** start Records supplied **

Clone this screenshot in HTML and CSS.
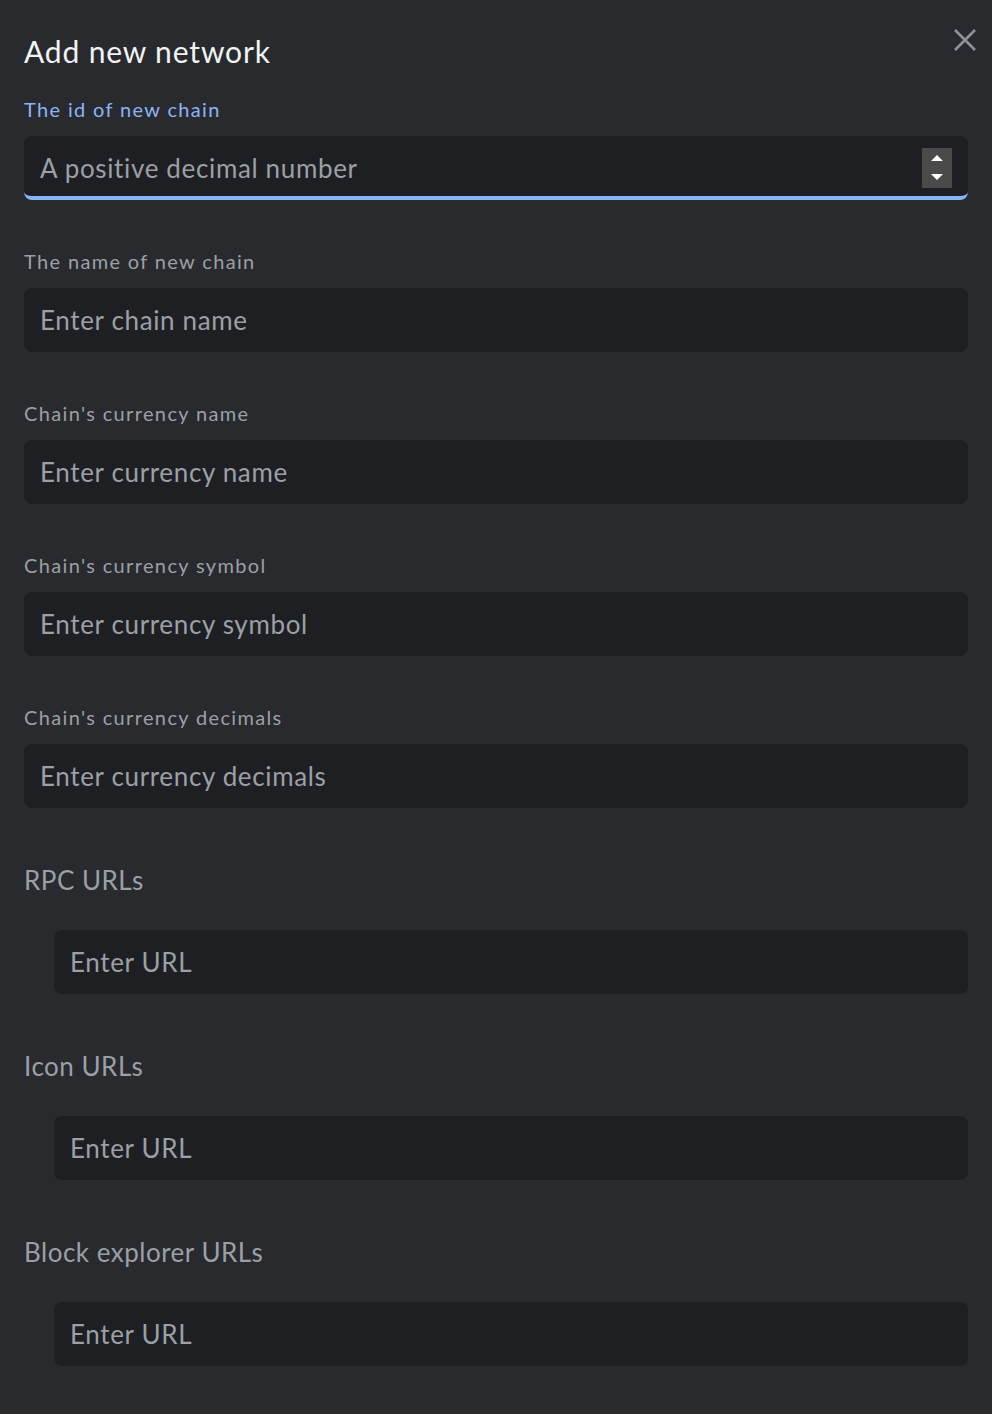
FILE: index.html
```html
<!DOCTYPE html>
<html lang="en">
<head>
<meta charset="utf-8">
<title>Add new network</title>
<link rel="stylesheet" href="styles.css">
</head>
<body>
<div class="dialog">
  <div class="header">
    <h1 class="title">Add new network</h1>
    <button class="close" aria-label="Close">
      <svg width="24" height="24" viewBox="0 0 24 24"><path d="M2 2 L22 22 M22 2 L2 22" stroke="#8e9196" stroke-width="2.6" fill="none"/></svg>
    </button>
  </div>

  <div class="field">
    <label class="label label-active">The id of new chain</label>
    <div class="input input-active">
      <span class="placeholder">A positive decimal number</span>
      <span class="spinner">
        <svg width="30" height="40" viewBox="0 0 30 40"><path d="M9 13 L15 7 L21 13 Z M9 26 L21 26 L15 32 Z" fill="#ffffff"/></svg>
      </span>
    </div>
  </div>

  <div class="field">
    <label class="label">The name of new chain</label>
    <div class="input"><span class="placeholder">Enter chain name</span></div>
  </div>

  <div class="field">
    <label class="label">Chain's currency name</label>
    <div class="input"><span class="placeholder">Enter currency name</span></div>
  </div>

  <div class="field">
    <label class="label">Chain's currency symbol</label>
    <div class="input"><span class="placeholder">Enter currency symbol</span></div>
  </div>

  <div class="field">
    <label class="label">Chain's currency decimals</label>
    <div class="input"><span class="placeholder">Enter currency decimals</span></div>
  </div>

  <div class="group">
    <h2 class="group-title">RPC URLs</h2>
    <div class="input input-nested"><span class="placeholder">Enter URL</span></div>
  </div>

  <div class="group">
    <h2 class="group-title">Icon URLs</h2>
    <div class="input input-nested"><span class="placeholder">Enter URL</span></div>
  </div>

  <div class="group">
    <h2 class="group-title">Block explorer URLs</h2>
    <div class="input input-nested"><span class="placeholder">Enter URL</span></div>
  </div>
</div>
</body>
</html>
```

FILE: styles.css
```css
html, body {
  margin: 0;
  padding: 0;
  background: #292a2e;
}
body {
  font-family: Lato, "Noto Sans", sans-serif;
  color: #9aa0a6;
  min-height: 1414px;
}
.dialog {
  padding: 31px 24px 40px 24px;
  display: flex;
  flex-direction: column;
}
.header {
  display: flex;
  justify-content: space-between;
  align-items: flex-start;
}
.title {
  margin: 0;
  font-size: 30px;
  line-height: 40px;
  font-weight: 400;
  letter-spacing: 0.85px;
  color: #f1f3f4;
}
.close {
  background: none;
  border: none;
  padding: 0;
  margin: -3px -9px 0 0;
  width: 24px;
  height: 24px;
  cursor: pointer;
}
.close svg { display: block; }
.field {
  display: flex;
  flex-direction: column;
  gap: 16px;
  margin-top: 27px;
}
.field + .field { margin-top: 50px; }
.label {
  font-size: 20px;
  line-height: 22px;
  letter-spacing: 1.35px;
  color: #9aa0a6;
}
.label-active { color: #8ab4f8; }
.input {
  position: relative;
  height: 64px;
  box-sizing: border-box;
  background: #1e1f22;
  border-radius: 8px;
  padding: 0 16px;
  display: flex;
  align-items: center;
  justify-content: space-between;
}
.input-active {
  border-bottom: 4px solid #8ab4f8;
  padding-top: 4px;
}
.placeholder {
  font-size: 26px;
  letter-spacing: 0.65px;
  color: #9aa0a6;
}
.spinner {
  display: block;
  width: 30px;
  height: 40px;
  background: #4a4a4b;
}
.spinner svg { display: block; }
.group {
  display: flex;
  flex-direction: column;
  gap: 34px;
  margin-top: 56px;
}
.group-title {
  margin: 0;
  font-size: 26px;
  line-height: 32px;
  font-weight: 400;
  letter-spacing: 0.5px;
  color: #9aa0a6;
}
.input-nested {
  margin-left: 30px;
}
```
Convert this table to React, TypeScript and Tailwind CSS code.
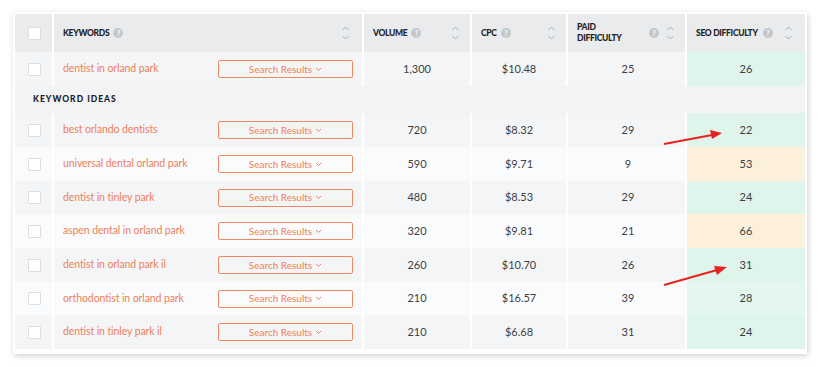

** end Records supplied **

Required work: Nothing in the entries above should change when they are printed again, except that the pictures are dropped.

Reply:
Clone this screenshot in HTML and CSS.
FILE: index.html
```html
<!DOCTYPE html>
<html lang="en">
<head>
<meta charset="utf-8">
<title>Add new network</title>
<link rel="stylesheet" href="styles.css">
</head>
<body>
<div class="dialog">
  <div class="header">
    <h1 class="title">Add new network</h1>
    <button class="close" aria-label="Close">
      <svg width="24" height="24" viewBox="0 0 24 24"><path d="M2 2 L22 22 M22 2 L2 22" stroke="#8e9196" stroke-width="2.6" fill="none"/></svg>
    </button>
  </div>

  <div class="field">
    <label class="label label-active">The id of new chain</label>
    <div class="input input-active">
      <span class="placeholder">A positive decimal number</span>
      <span class="spinner">
        <svg width="30" height="40" viewBox="0 0 30 40"><path d="M9 13 L15 7 L21 13 Z M9 26 L21 26 L15 32 Z" fill="#ffffff"/></svg>
      </span>
    </div>
  </div>

  <div class="field">
    <label class="label">The name of new chain</label>
    <div class="input"><span class="placeholder">Enter chain name</span></div>
  </div>

  <div class="field">
    <label class="label">Chain's currency name</label>
    <div class="input"><span class="placeholder">Enter currency name</span></div>
  </div>

  <div class="field">
    <label class="label">Chain's currency symbol</label>
    <div class="input"><span class="placeholder">Enter currency symbol</span></div>
  </div>

  <div class="field">
    <label class="label">Chain's currency decimals</label>
    <div class="input"><span class="placeholder">Enter currency decimals</span></div>
  </div>

  <div class="group">
    <h2 class="group-title">RPC URLs</h2>
    <div class="input input-nested"><span class="placeholder">Enter URL</span></div>
  </div>

  <div class="group">
    <h2 class="group-title">Icon URLs</h2>
    <div class="input input-nested"><span class="placeholder">Enter URL</span></div>
  </div>

  <div class="group">
    <h2 class="group-title">Block explorer URLs</h2>
    <div class="input input-nested"><span class="placeholder">Enter URL</span></div>
  </div>
</div>
</body>
</html>
```

FILE: styles.css
```css
html, body {
  margin: 0;
  padding: 0;
  background: #292a2e;
}
body {
  font-family: Lato, "Noto Sans", sans-serif;
  color: #9aa0a6;
  min-height: 1414px;
}
.dialog {
  padding: 31px 24px 40px 24px;
  display: flex;
  flex-direction: column;
}
.header {
  display: flex;
  justify-content: space-between;
  align-items: flex-start;
}
.title {
  margin: 0;
  font-size: 30px;
  line-height: 40px;
  font-weight: 400;
  letter-spacing: 0.85px;
  color: #f1f3f4;
}
.close {
  background: none;
  border: none;
  padding: 0;
  margin: -3px -9px 0 0;
  width: 24px;
  height: 24px;
  cursor: pointer;
}
.close svg { display: block; }
.field {
  display: flex;
  flex-direction: column;
  gap: 16px;
  margin-top: 27px;
}
.field + .field { margin-top: 50px; }
.label {
  font-size: 20px;
  line-height: 22px;
  letter-spacing: 1.35px;
  color: #9aa0a6;
}
.label-active { color: #8ab4f8; }
.input {
  position: relative;
  height: 64px;
  box-sizing: border-box;
  background: #1e1f22;
  border-radius: 8px;
  padding: 0 16px;
  display: flex;
  align-items: center;
  justify-content: space-between;
}
.input-active {
  border-bottom: 4px solid #8ab4f8;
  padding-top: 4px;
}
.placeholder {
  font-size: 26px;
  letter-spacing: 0.65px;
  color: #9aa0a6;
}
.spinner {
  display: block;
  width: 30px;
  height: 40px;
  background: #4a4a4b;
}
.spinner svg { display: block; }
.group {
  display: flex;
  flex-direction: column;
  gap: 34px;
  margin-top: 56px;
}
.group-title {
  margin: 0;
  font-size: 26px;
  line-height: 32px;
  font-weight: 400;
  letter-spacing: 0.5px;
  color: #9aa0a6;
}
.input-nested {
  margin-left: 30px;
}
```
Convert this table to React, TypeScript and Tailwind CSS code.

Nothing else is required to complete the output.